Layoffs announcements total 250k after 4 months, up 24% YoY. Announced new hirings are 38k, down 12% YoY.
The European Union’s statistics agency confirmed on Wednesday a preliminary estimate that showed consumer prices were 0.2% below their year-earlier levels in April, making it the second month this year in which the eurozone was in deflation.
Core inflation was unchanged MoM in April and +0.7% YoY from +1.0% in March and +0.8% in February.
Japan’s Rebound Blunts Push for New Stimulus A 1.7% quarterly GDP rise complicates Abe effort to boost economy, giving fuel to Japan’s deficit hawks.
(…) Growth in the first quarter was lifted by unexpectedly strong household spending and government demand, rising 0.5% and 0.7% on quarter, respectively.
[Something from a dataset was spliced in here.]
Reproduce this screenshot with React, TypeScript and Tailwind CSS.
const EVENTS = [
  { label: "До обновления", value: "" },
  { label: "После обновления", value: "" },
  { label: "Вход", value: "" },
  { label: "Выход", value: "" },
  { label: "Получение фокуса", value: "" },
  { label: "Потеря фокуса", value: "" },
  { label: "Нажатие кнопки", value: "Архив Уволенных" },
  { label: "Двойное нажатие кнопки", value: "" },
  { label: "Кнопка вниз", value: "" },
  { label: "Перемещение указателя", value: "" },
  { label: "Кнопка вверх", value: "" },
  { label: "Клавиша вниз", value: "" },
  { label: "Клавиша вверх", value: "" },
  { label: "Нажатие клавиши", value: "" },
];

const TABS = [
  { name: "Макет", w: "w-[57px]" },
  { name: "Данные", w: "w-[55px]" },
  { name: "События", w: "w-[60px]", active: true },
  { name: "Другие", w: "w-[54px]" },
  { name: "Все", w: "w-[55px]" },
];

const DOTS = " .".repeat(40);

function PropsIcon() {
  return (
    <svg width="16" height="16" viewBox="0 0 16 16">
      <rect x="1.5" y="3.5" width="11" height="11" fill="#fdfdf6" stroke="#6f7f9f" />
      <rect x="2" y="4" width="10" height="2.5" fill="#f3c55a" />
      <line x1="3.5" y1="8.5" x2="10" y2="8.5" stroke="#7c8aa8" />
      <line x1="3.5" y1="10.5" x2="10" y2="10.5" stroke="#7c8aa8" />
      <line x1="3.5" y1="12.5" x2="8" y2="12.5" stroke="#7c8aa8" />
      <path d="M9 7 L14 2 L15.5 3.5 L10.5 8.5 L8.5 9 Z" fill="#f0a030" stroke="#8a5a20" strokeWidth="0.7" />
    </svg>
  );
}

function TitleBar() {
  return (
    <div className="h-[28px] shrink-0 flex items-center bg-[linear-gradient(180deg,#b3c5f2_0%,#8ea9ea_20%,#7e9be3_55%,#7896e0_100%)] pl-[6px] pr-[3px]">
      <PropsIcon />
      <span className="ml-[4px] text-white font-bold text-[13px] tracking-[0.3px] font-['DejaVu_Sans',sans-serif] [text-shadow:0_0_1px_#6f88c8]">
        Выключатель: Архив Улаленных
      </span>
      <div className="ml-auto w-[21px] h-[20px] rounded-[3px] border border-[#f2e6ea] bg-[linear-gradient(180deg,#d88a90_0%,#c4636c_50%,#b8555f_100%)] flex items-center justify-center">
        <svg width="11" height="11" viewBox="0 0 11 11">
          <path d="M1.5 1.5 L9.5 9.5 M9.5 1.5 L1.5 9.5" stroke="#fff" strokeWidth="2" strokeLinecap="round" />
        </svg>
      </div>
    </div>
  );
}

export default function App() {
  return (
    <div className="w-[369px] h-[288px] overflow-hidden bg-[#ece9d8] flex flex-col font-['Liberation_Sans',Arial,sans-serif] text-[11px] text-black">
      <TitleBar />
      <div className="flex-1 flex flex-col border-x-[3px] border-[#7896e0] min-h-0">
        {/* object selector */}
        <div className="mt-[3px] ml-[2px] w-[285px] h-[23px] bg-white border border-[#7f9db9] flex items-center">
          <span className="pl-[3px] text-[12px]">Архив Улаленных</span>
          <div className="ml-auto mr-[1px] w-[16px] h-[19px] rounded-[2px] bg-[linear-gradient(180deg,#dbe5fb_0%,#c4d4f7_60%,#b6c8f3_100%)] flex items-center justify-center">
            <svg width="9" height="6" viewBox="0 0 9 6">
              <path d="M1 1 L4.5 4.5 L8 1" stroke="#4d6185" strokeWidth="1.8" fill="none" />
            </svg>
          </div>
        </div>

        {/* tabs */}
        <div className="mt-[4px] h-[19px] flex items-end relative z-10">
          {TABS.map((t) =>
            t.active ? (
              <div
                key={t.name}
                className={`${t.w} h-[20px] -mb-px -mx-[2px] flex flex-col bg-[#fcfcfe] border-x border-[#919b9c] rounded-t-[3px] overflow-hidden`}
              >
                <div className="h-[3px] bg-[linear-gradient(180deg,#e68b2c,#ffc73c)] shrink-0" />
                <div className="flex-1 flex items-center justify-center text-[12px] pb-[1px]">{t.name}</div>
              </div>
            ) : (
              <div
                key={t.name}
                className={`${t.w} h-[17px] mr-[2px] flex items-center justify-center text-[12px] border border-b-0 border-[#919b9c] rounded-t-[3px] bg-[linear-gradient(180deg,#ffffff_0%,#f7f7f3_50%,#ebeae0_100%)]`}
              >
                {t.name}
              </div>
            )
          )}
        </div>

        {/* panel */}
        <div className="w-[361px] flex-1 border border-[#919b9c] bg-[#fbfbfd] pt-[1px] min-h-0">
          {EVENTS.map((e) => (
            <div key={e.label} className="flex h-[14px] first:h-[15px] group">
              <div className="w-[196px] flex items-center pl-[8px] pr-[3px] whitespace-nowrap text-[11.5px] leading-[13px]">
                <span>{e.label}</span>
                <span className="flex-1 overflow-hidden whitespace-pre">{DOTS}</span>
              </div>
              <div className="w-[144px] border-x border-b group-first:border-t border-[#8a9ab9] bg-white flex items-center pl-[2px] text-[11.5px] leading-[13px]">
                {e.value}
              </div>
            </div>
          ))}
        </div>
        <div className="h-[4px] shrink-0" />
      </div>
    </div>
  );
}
But economists at BNP Paribas said in a note that without the extra day in February, private consumption would have been flat, leaving public demand as the driver of growth.
But business spending remained weak. Companies cut investment 1.4% compared with the previous three months. That was the first decline in three quarters. (…)
US raises duties on Chinese steel Cold-rolled variety slapped with 500% levies as global backlash deepens
(…) China’s Ministry of Commerce expressed “strong dissatisfaction” with the decision by the US, which it said had employed “unfair methods” in assessing the tariffs. (…)
Cold-rolled steel accounts for about a 10th of the $2bn in Chinese steel the US imported last year.
US regulators are also in the midst of a number of investigations of other Chinese products, including other categories of steel.
China says to support steel exports as U.S. imposes hefty tariffs China said it would persist with controversial tax rebates to steel exporters to support the sector’s painful restructuring program, defying a United States move to impose punitive import duties on Chinese steel products.
“we downgrade equities to Neutral over 12 months on growth and valuation concerns. Until we see sustained earnings growth, equities do not look attractive, especially on a risk-adjusted basis.”